While many would prefer to shop at beauty supply stores, some feel that they only cater to their customers buying hair and not maintaining their own. "Beauty supply stores certainly don't cater to them. But, there's no need to because natural hair, by definition, should require very few products to take care of it," said Dana Gary Pathare. "What I would like to see is for Black owned beauty supply stores or beauty supply stores in general, to focus on healthy hair care products and practices. Instead of pushing weave and wigs on every customer." She added that she would like to see more demonstrations for natural hair and that she would always prefer to support a Black business.

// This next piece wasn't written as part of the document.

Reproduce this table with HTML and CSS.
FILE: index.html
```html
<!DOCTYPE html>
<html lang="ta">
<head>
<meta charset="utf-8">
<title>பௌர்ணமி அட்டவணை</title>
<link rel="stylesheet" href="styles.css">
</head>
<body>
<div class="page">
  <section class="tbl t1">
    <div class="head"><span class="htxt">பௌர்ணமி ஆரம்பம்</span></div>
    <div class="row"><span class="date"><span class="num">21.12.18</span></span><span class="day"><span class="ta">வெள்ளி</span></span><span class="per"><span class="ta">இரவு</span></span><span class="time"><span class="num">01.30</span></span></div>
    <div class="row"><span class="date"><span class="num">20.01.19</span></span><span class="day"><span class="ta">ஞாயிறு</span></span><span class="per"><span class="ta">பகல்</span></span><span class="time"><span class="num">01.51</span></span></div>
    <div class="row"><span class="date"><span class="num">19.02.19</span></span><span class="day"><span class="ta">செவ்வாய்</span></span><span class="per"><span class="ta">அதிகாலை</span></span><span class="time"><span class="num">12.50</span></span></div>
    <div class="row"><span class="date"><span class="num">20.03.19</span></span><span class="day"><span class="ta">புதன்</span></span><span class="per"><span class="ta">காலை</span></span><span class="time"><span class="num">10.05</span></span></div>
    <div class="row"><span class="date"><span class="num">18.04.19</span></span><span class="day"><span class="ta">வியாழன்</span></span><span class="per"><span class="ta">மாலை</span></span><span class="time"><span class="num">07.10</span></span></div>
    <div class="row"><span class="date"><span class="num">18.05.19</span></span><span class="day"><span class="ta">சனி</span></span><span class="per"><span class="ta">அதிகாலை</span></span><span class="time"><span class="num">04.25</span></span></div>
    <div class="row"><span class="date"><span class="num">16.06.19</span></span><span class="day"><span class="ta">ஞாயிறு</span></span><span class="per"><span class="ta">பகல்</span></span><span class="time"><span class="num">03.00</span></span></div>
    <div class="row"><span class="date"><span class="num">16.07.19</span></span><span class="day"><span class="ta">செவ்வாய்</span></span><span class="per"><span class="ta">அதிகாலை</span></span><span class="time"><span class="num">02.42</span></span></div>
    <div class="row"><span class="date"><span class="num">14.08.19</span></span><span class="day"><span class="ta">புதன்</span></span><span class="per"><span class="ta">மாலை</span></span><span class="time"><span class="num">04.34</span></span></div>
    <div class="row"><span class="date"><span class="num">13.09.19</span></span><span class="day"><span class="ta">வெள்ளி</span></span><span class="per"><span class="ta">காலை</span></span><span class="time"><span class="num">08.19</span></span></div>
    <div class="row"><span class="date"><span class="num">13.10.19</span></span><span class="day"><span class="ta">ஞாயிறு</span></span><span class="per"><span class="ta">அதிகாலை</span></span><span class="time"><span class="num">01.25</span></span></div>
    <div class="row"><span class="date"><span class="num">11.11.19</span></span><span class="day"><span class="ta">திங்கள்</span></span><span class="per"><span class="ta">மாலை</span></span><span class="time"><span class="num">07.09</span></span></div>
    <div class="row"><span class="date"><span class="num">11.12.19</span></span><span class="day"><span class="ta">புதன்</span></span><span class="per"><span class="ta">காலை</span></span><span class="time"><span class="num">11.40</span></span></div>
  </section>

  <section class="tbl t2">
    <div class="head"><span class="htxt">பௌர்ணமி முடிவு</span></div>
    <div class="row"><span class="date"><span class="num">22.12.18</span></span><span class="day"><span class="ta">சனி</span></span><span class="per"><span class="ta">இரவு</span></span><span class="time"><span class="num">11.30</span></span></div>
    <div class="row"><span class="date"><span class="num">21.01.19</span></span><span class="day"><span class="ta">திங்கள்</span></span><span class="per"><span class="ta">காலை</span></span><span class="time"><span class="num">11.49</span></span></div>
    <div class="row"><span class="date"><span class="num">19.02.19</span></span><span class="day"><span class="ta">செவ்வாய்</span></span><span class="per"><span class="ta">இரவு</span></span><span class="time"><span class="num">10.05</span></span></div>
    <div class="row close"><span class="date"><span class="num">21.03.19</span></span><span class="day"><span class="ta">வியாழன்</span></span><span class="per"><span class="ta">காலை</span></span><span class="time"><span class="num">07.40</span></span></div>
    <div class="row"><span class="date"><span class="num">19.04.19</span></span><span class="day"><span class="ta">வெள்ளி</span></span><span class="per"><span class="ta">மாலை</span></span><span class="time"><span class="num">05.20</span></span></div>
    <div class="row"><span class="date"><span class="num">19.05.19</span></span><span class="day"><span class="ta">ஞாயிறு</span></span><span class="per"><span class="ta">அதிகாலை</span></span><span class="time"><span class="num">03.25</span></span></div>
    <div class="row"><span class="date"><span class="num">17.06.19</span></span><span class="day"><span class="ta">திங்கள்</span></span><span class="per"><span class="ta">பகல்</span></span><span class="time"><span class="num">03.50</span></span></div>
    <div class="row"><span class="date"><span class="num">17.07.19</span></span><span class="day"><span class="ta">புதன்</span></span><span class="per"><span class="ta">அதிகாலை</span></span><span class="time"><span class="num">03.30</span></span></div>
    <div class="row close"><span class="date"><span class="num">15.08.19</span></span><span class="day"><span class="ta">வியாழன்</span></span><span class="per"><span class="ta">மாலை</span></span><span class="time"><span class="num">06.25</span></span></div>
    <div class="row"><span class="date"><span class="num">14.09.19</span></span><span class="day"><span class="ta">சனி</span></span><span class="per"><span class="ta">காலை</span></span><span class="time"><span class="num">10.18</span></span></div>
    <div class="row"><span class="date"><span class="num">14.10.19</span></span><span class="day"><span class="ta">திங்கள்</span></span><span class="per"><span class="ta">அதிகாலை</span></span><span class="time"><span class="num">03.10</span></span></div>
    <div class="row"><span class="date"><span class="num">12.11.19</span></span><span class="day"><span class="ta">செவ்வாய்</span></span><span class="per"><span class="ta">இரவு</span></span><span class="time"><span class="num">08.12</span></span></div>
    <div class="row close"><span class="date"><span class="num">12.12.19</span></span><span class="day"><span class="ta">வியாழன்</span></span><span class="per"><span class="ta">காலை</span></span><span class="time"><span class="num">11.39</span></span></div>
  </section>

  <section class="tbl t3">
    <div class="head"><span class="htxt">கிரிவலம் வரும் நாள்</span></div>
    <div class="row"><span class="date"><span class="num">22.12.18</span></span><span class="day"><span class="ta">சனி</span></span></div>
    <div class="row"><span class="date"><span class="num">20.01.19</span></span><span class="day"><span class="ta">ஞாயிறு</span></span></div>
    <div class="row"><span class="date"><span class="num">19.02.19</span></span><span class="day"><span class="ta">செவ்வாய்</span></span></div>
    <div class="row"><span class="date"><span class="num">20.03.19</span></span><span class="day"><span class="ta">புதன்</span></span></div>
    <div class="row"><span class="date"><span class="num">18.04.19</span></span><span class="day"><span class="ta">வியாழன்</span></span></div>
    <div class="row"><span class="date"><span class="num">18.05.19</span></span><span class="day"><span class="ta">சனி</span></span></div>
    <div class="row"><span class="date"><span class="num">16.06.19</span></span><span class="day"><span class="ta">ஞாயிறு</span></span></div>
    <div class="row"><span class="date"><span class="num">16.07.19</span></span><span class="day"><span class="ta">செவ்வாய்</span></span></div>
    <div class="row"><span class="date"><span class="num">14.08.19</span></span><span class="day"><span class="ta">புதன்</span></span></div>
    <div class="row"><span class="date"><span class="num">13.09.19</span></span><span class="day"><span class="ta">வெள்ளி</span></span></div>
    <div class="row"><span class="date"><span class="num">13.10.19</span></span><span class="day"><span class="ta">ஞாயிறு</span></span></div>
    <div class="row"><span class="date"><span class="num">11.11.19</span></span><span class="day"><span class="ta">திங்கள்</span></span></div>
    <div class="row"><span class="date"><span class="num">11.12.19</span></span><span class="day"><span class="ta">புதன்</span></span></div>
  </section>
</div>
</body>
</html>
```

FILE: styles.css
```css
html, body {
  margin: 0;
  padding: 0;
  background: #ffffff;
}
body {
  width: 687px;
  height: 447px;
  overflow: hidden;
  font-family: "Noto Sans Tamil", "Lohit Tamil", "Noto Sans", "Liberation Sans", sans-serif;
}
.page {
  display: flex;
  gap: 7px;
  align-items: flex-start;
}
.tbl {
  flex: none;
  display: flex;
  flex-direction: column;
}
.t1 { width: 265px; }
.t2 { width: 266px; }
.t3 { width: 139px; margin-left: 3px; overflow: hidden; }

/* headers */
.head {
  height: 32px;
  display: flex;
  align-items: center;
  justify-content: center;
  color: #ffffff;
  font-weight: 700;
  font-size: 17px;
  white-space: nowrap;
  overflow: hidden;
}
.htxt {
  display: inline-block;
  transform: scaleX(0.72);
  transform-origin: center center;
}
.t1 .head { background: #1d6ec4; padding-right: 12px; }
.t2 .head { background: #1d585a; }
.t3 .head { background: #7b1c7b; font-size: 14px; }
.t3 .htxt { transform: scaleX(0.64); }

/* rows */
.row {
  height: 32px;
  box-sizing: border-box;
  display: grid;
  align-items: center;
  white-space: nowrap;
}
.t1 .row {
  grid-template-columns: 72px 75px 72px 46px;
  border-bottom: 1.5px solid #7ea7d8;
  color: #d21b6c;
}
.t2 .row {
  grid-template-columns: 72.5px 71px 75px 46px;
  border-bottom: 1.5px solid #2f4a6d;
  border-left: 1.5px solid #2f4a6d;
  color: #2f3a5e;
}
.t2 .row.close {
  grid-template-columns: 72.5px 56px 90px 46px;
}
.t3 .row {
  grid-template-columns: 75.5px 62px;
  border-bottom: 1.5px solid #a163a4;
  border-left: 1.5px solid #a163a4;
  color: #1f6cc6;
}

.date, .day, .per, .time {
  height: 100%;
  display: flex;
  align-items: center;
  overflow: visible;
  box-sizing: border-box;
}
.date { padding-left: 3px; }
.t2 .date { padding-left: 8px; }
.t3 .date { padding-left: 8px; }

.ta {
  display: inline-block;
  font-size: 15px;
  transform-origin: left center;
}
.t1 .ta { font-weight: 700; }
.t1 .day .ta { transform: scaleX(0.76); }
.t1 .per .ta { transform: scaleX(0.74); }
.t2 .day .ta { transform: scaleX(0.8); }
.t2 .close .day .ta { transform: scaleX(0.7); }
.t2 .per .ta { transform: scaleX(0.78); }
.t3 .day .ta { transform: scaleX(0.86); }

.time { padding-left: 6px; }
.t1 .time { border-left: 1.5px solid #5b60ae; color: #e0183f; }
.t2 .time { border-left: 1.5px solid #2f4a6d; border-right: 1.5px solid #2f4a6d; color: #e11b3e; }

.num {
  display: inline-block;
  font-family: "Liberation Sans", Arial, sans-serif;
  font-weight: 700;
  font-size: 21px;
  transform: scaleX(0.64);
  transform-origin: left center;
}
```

When it comes to having experts in their store, Johnson said she has one and White said one of his goals is to hire a natural hair expert for his store, someone who can give tips and recommendations on products. But while getting products can be difficult, so can support. White said Koreans succeed in the industry because they support each other, but the Black community does not. "They (Koreans) have the relationships and work within, we laugh at them when they are living together, then they break through and have four stores in our community. But we won't help each other out. It is a culture thing." He said that none of the other Black owned beauty supply stores work together to pull their resources.
Johnson agreed that there is a lack of togetherness and said sometimes, "We are our own obstacles. If Black people stuck together we could make an impact. The competition shouldn't be among ourselves."
They both agreed that there is a loyalty amongst the Black community when it comes to shopping at Asian owned stores and working for them. "They do not treat them right, but they continue to go back," White said.
White said the solution to bringing the Black hair industry profits back to the community is by working together. "We (suppliers) need to form an alliance amongst ourselves and find a way to bring our customers to our stores. We can help each other out. We can sit down together and compose our tools. There's enough business around here for everyone," White said.